Per guardare una partita spesso si è disposti a tutto, anche a farsi fare dei certificati falsi. A Perugia, la giudice Emma Avella ha emesso una sentenza di estinzione del reato a favore di cinque agenti di Polizia penitenziaria e un dottore accusati di truffa in concorso, falsità ideologica e materiale commessa dal pubblico ufficiale. Nell’accusa figurano anche false attestazioni e certificazioni. Il caso ha destato grande scalpore poiché gli imputati erano accusati di aver orchestrato una truffa ai danni dell’Amministrazione penitenziaria attraverso certificazioni mediche fasulle.
Certificati falsi per guardare la partita della Champions
L’accusa sosteneva che gli imputati, tra cui un medico del Servizio sanitario nazionale e agenti di polizia penitenziaria, avessero falsificato certificati medici attestanti malattie degli agenti. Questi ultimi avrebbero presentato tali certificazioni alla direzione dell’istituto penitenziario per ottenere assenze dal lavoro ingiustificate e indebitamente retribuite.
Alcuni certificati di malattia riportavano giorni in cui gli agenti avrebbero dovuto prestare servizio, ma durante i quali si svolgevano importanti eventi sportivi come le partite della Champions League. L’ultima di campionato quell’anno venne vinta dal Barcellona, 3 a 1. Questo dettaglio ha reso ancora più evidente la malafede degli imputati e l’intento truffaldino di ottenere ingiusti vantaggi.
Secondo l’accusa, i certificati falsi, venivano redatti per guardare la partita e senza alcuna visita medica effettiva. Questi attestavano sintomi come cervicalgia, cefalea, disturbi gastrointestinali e mal di testa, al fine di giustificare le assenze dal lavoro degli agenti.
Inoltre, è emerso che uno dei certificati è stato alterato, modificando l’orario della presunta visita medica per farlo coincidere con l’orario di inizio del turno di lavoro, al fine di rendere più credibile la falsa giustificazione.
Nonostante le gravi accuse, gli imputati hanno completato con esito positivo il periodo di messa alla prova, dopo di che il tribunale ha emesso la sentenza di estinzione del reato. Questo significa che gli imputati non saranno soggetti a ulteriori conseguenze penali per i loro atti.
Che cos’è il periodo di messa alla prova e in cosa consiste
Il periodo di messa alla prova, noto anche come sospensione condizionale della pena, è una misura alternativa alla detenzione che può essere applicata ai condannati per reati non gravi. Consiste nel sottoporre il condannato a determinati obblighi e controlli da parte dell’autorità giudiziaria per un periodo di tempo prestabilito, al termine del quale la pena può essere estinta se il condannato ha rispettato tutte le prescrizioni imposte.
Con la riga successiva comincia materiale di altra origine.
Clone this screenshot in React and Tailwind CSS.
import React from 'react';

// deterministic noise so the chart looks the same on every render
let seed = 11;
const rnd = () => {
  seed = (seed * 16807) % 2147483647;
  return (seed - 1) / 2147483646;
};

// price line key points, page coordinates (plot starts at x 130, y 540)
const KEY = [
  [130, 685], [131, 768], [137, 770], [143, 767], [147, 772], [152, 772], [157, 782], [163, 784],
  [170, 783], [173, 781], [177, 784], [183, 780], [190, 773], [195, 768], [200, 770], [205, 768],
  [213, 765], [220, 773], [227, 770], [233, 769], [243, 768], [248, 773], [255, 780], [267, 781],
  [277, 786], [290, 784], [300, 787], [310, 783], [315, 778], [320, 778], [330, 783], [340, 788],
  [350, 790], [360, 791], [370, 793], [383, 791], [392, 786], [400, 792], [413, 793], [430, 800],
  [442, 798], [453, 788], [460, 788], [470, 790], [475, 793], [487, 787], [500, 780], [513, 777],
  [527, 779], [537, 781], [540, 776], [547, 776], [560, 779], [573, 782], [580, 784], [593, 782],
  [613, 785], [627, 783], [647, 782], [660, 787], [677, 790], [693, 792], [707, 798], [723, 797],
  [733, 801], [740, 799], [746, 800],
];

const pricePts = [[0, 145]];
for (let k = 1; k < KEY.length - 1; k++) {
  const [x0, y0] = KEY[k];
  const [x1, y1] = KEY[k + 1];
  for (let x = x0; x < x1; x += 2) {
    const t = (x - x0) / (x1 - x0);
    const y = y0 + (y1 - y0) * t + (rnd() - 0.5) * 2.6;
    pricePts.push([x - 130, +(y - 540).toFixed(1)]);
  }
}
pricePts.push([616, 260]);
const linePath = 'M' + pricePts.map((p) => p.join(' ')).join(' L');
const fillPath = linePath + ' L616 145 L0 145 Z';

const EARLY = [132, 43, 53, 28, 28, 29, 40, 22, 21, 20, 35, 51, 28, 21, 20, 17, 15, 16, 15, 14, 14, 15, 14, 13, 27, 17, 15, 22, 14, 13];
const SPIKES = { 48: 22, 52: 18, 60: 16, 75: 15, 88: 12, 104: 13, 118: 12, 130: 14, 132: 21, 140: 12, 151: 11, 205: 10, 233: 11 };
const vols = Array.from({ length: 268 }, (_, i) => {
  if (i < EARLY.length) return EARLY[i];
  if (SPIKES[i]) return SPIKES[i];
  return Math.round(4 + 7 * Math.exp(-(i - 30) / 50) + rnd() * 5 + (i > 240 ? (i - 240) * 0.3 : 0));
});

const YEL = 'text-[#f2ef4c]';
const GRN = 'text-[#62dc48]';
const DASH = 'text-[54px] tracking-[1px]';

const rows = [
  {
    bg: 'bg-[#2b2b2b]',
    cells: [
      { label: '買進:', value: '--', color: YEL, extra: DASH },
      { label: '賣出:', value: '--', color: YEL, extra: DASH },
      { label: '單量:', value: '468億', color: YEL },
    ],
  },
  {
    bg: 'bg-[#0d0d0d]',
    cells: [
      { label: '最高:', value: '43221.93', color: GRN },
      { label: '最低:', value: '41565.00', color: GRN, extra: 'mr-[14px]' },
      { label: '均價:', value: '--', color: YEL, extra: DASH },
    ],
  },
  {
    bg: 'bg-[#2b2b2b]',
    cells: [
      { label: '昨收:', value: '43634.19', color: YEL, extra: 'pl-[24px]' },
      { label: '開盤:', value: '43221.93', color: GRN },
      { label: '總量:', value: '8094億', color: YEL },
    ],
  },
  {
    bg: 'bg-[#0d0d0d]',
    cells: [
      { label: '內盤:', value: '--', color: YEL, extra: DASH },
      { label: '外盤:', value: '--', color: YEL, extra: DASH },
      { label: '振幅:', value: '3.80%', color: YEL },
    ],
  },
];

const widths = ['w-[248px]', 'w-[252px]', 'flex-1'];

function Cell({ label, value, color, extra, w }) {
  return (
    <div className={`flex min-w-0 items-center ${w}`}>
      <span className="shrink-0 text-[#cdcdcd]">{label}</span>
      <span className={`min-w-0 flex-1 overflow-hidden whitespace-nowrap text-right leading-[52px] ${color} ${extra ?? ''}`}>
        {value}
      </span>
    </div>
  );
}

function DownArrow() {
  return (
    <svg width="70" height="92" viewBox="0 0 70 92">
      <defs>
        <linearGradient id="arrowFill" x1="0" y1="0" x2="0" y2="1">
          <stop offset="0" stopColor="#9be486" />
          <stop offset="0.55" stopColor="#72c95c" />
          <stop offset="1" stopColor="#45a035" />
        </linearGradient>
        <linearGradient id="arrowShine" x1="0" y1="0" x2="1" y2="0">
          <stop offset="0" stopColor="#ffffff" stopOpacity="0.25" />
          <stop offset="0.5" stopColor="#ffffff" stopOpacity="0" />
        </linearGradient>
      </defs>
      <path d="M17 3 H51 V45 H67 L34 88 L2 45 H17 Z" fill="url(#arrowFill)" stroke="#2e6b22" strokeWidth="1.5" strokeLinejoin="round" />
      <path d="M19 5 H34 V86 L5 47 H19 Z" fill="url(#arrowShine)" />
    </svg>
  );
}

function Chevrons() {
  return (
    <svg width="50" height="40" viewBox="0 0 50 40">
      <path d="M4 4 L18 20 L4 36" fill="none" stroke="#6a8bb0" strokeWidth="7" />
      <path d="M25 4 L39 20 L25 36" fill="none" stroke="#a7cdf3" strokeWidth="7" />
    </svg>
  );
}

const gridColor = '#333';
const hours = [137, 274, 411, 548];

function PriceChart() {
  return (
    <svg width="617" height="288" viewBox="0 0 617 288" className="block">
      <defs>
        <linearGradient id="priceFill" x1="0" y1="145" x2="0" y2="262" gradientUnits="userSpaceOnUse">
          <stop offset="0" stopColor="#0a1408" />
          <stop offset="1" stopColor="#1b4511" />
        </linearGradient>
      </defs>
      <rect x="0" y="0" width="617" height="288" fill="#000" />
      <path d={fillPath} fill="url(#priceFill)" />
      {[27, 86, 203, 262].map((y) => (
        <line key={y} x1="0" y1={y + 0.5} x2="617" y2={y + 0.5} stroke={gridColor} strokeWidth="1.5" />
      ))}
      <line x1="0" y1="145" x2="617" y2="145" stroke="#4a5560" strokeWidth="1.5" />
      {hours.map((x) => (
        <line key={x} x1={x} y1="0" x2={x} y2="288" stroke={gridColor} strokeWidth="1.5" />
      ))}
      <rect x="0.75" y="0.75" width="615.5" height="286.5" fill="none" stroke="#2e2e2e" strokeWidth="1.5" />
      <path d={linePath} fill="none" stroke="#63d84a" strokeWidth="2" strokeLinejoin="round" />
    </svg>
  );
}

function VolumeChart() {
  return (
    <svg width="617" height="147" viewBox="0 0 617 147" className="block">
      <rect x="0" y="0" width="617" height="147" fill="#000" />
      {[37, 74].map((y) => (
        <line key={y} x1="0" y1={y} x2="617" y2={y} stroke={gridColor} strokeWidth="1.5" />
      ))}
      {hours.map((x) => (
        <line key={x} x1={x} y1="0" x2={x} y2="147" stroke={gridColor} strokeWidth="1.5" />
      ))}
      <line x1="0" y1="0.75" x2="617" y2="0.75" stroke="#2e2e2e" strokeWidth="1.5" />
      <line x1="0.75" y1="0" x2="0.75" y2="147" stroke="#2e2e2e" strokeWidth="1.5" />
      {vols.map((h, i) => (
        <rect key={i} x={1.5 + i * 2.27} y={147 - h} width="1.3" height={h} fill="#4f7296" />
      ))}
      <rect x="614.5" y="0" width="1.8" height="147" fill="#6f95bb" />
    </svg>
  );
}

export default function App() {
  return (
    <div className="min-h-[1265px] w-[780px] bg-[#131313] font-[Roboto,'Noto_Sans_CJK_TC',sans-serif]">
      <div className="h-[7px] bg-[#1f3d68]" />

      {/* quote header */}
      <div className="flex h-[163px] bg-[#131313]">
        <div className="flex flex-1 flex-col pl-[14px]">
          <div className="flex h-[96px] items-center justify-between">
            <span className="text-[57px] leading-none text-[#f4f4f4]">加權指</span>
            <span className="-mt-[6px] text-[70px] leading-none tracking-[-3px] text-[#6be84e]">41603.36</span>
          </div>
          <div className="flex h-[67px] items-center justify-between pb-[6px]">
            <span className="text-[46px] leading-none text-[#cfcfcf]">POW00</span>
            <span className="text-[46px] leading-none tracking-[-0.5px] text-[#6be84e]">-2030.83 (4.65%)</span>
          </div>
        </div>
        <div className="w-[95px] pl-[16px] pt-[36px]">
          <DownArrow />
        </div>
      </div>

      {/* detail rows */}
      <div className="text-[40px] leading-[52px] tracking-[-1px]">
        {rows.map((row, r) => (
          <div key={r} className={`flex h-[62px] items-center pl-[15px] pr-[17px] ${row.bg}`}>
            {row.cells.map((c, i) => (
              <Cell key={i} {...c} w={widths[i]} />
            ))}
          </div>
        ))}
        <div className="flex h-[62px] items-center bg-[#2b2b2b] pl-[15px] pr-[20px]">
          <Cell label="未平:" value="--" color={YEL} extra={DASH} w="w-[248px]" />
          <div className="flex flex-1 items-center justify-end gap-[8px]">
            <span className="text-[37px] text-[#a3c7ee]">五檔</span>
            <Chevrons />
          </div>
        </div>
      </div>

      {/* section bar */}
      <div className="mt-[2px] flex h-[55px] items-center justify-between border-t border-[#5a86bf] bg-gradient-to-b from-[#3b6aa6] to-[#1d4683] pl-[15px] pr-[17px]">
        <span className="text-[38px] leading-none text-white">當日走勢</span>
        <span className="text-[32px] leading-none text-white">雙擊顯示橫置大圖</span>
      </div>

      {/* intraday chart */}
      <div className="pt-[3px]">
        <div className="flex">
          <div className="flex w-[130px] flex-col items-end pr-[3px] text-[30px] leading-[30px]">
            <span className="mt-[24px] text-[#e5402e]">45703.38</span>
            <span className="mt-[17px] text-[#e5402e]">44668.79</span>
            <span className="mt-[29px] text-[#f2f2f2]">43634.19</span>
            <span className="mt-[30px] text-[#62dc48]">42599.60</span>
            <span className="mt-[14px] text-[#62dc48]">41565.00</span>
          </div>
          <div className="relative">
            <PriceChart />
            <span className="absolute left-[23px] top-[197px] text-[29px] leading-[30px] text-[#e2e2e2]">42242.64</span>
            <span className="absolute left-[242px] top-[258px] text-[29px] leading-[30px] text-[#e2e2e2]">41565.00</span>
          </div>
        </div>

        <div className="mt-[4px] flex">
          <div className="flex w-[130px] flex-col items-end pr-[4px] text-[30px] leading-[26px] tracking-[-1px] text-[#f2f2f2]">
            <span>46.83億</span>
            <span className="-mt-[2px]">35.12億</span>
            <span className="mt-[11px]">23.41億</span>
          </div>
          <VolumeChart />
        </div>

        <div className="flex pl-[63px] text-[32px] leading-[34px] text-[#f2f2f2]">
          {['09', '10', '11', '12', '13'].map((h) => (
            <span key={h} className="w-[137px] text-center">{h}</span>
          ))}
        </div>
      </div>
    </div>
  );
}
Durante il periodo di messa alla prova, il condannato può essere tenuto a rispettare alcune regole, come presentarsi periodicamente alle autorità competenti per controlli e monitoraggi, mantenere un comportamento conforme alla legge e non commettere ulteriori reati, svolgere un’attività lavorativa o impegnarsi in programmi di riabilitazione o formazione, e rendere risarcimento per il danno causato alla vittima del reato, se del caso.
La finalità della messa alla prova è favorire la riabilitazione del condannato e permettergli di reintegrarsi nella società, fornendo un’opportunità per dimostrare un cambiamento positivo nel comportamento. In questo caso, infatti, la giudice ha optato per estinguere il reato commesso.
Certificati falsi: non è la prima volta che succede
Nel 2023 successe uno scandalo simile, ma al carcere di Reggio Calabria. Un’intercettazione telefonica ha coinvolto l’ex direttrice delle carceri di Reggio, Maria Carmela Longo, una detenuta di nome Caterina Napolitano e il medico dell’ASP, in servizio presso la casa circondariale cittadina, Antonio Pollio. Tutti e tre furono imputati per una presunta certificazione medica falsa, elaborata su input della direttrice per evitare a Napolitano il viaggio da Reggio a Perugia per rendere una testimonianza in Tribunale.
la questione sulla presunta chiamata diretta tra Longo e Pollio non è stata risolta definitivamente, poiché le intercettazioni non hanno consentito di ascoltare l’interlocutore di Longo. Il caso continua a sollevare sospetti su un possibile coinvolgimento del medico e della direttrice nella certificazione medica falsa.